>> START Recorded data
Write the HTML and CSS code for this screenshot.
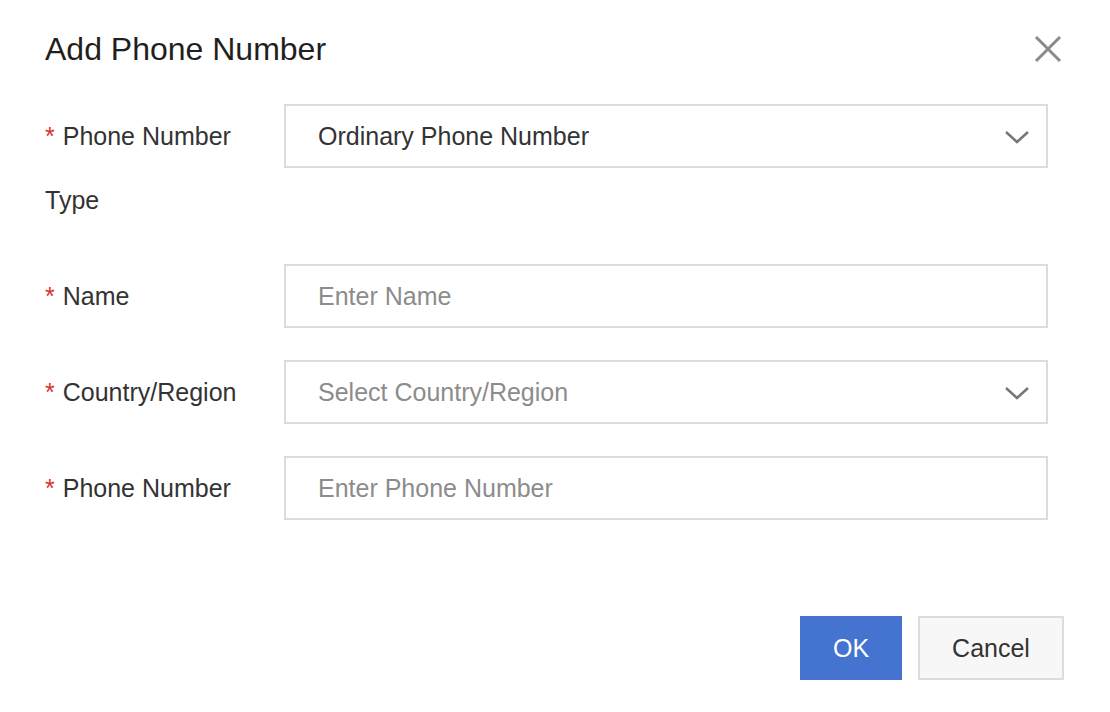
FILE: index.html
```html
<!DOCTYPE html>
<html>
<head>
<meta charset="utf-8">
<link rel="stylesheet" href="styles.css">
</head>
<body>
<div class="dialog">
  <div class="header">
    <h1 class="title">Add Phone Number</h1>
    <button class="close" aria-label="Close">
      <svg width="28" height="28" viewBox="0 0 28 28"><path d="M2 2 L26 26 M26 2 L2 26" stroke="#8a8a8a" stroke-width="3" fill="none"/></svg>
    </button>
  </div>
  <form class="form">
    <div class="row">
      <div class="label"><span class="req">*</span>Phone Number Type</div>
      <div class="field select">
        <span class="value">Ordinary Phone Number</span>
        <svg class="chev" width="26" height="14" viewBox="0 0 26 14"><path d="M2 2 L13 12 L24 2" stroke="#777" stroke-width="2.5" fill="none"/></svg>
      </div>
    </div>
    <div class="row">
      <div class="label"><span class="req">*</span>Name</div>
      <div class="field"><span class="placeholder">Enter Name</span></div>
    </div>
    <div class="row">
      <div class="label"><span class="req">*</span>Country/Region</div>
      <div class="field select">
        <span class="placeholder">Select Country/Region</span>
        <svg class="chev" width="26" height="14" viewBox="0 0 26 14"><path d="M2 2 L13 12 L24 2" stroke="#777" stroke-width="2.5" fill="none"/></svg>
      </div>
    </div>
    <div class="row">
      <div class="label"><span class="req">*</span>Phone Number</div>
      <div class="field"><span class="placeholder">Enter Phone Number</span></div>
    </div>
  </form>
  <div class="footer">
    <button class="btn primary">OK</button>
    <button class="btn">Cancel</button>
  </div>
</div>
</body>
</html>
```

FILE: styles.css
```css
* { box-sizing: border-box; }
html, body { margin: 0; padding: 0; background: #fff; }
body { font-family: "Liberation Sans", Arial, sans-serif; color: #333; }

.dialog { padding: 24px 46px 0 45px; }

.header {
  display: flex;
  align-items: center;
  justify-content: space-between;
  height: 50px;
}
.title {
  margin: 0;
  font-size: 32px;
  font-weight: normal;
  color: #1f1f1f;
}
.close {
  border: none;
  background: none;
  padding: 0;
  margin-right: 2px;
  width: 28px;
  height: 28px;
  display: flex;
}

.form {
  margin-top: 30px;
  padding-right: 16px;
  display: flex;
  flex-direction: column;
  gap: 32px;
}
.row {
  display: grid;
  grid-template-columns: 239px 1fr;
  align-items: start;
}
.label {
  font-size: 25px;
  line-height: 64px;
  color: #333;
  padding-right: 20px;
}
.req {
  color: #d9312b;
  margin-right: 8px;
}
.field {
  height: 64px;
  border: 2px solid #dcdcdc;
  padding: 1px 16px 0 32px;
  display: flex;
  align-items: center;
  justify-content: space-between;
  font-size: 25px;
  background: #fff;
}
.value { color: #333; }
.placeholder { color: #8c8c8c; }

.footer {
  margin-top: 96px;
  display: flex;
  justify-content: flex-end;
  gap: 16px;
}
.btn {
  height: 64px;
  font-family: "Liberation Sans", Arial, sans-serif;
  font-size: 25px;
  border: 2px solid #dcdcdc;
  background: #f7f7f7;
  color: #333;
  padding: 1px 0 0;
  width: 146px;
}
.btn.primary {
  width: 102px;
  background: #4473d0;
  border-color: #4473d0;
  color: #fff;
}
```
>> END Recorded data
Goal: Leave out the pictures and restate everything else word for word.

Exercise response:
Write the HTML and CSS code for this screenshot.
FILE: index.html
```html
<!DOCTYPE html>
<html>
<head>
<meta charset="utf-8">
<link rel="stylesheet" href="styles.css">
</head>
<body>
<div class="dialog">
  <div class="header">
    <h1 class="title">Add Phone Number</h1>
    <button class="close" aria-label="Close">
      <svg width="28" height="28" viewBox="0 0 28 28"><path d="M2 2 L26 26 M26 2 L2 26" stroke="#8a8a8a" stroke-width="3" fill="none"/></svg>
    </button>
  </div>
  <form class="form">
    <div class="row">
      <div class="label"><span class="req">*</span>Phone Number Type</div>
      <div class="field select">
        <span class="value">Ordinary Phone Number</span>
        <svg class="chev" width="26" height="14" viewBox="0 0 26 14"><path d="M2 2 L13 12 L24 2" stroke="#777" stroke-width="2.5" fill="none"/></svg>
      </div>
    </div>
    <div class="row">
      <div class="label"><span class="req">*</span>Name</div>
      <div class="field"><span class="placeholder">Enter Name</span></div>
    </div>
    <div class="row">
      <div class="label"><span class="req">*</span>Country/Region</div>
      <div class="field select">
        <span class="placeholder">Select Country/Region</span>
        <svg class="chev" width="26" height="14" viewBox="0 0 26 14"><path d="M2 2 L13 12 L24 2" stroke="#777" stroke-width="2.5" fill="none"/></svg>
      </div>
    </div>
    <div class="row">
      <div class="label"><span class="req">*</span>Phone Number</div>
      <div class="field"><span class="placeholder">Enter Phone Number</span></div>
    </div>
  </form>
  <div class="footer">
    <button class="btn primary">OK</button>
    <button class="btn">Cancel</button>
  </div>
</div>
</body>
</html>
```

FILE: styles.css
```css
* { box-sizing: border-box; }
html, body { margin: 0; padding: 0; background: #fff; }
body { font-family: "Liberation Sans", Arial, sans-serif; color: #333; }

.dialog { padding: 24px 46px 0 45px; }

.header {
  display: flex;
  align-items: center;
  justify-content: space-between;
  height: 50px;
}
.title {
  margin: 0;
  font-size: 32px;
  font-weight: normal;
  color: #1f1f1f;
}
.close {
  border: none;
  background: none;
  padding: 0;
  margin-right: 2px;
  width: 28px;
  height: 28px;
  display: flex;
}

.form {
  margin-top: 30px;
  padding-right: 16px;
  display: flex;
  flex-direction: column;
  gap: 32px;
}
.row {
  display: grid;
  grid-template-columns: 239px 1fr;
  align-items: start;
}
.label {
  font-size: 25px;
  line-height: 64px;
  color: #333;
  padding-right: 20px;
}
.req {
  color: #d9312b;
  margin-right: 8px;
}
.field {
  height: 64px;
  border: 2px solid #dcdcdc;
  padding: 1px 16px 0 32px;
  display: flex;
  align-items: center;
  justify-content: space-between;
  font-size: 25px;
  background: #fff;
}
.value { color: #333; }
.placeholder { color: #8c8c8c; }

.footer {
  margin-top: 96px;
  display: flex;
  justify-content: flex-end;
  gap: 16px;
}
.btn {
  height: 64px;
  font-family: "Liberation Sans", Arial, sans-serif;
  font-size: 25px;
  border: 2px solid #dcdcdc;
  background: #f7f7f7;
  color: #333;
  padding: 1px 0 0;
  width: 146px;
}
.btn.primary {
  width: 102px;
  background: #4473d0;
  border-color: #4473d0;
  color: #fff;
}
```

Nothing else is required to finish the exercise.